INTRO (excerpts): There are a handful of obvious goals we should have for humanity’s longterm future, but the most ignored is simply making sure that humanity remains human.

It’s what the average person on the street would care about, for sure. And yet it is missed by many of those working on longtermism, who are often effective altruists or rationalists or futurists (or some other label nearby to these), and who instead usually focus on ensuring economic progress, avoiding existential risk, and accelerating technologies like biotechnology and artificial intelligence-ironically, the very technologies that may make us unrecognizably inhuman and bring about our reckoning...

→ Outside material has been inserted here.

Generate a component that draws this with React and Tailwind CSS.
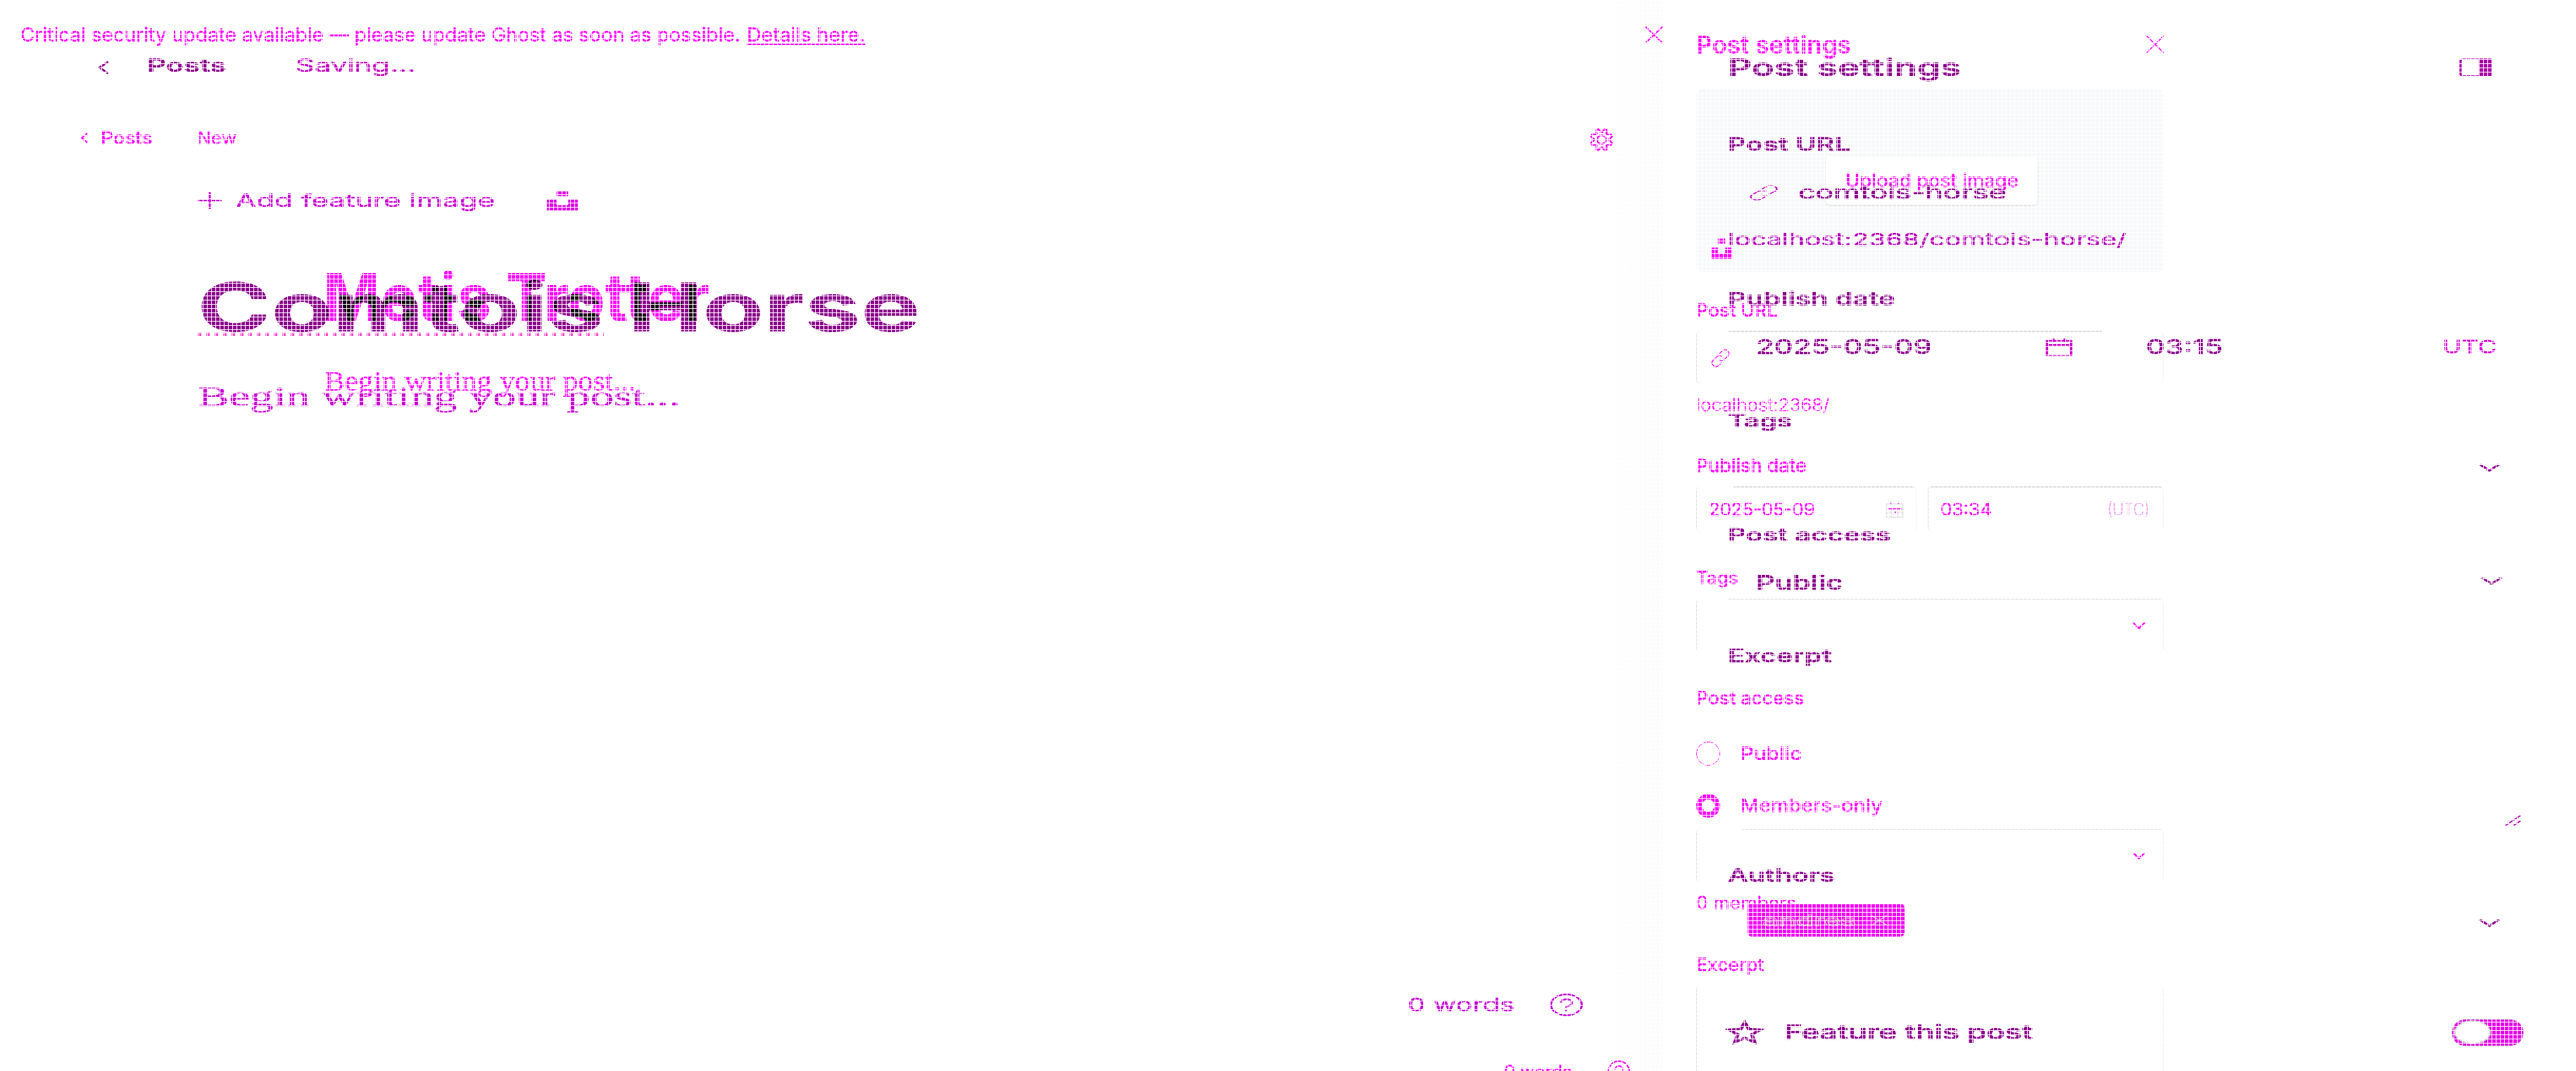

Longtermism gives a moral framework for doing this: it is the view that we should give future lives moral weight, perhaps at a discount, perhaps not; for whether one does or doesn’t discount hypothetical future people (vs. real people) turns out to be rather irrelevant. There are just so many more potential people than actual people, or even historical people who’ve ever lived. Only about ~100 billion humans have walked this Earth, and the number of potential people in the next 1,000 years of history alone might be in the trillions. Therefore, even if you massively discount them, it still turns out that the moral worth of everyone who might live outstrips the moral worth of everyone who currently living. I find this view, taken broadly, convincing.

But what counts as moral worth surely changes across times, and might be very different in the future. That’s why some longtermists seek to “future-proof” ethics. However, whether or not we should lend moral worth to the future is a function of whether or not we find it recognizable, that is, whether or not the future is human or inhuman. This stands as an axiomatic moral principle in its own right, irreducible to other goals of longtermism.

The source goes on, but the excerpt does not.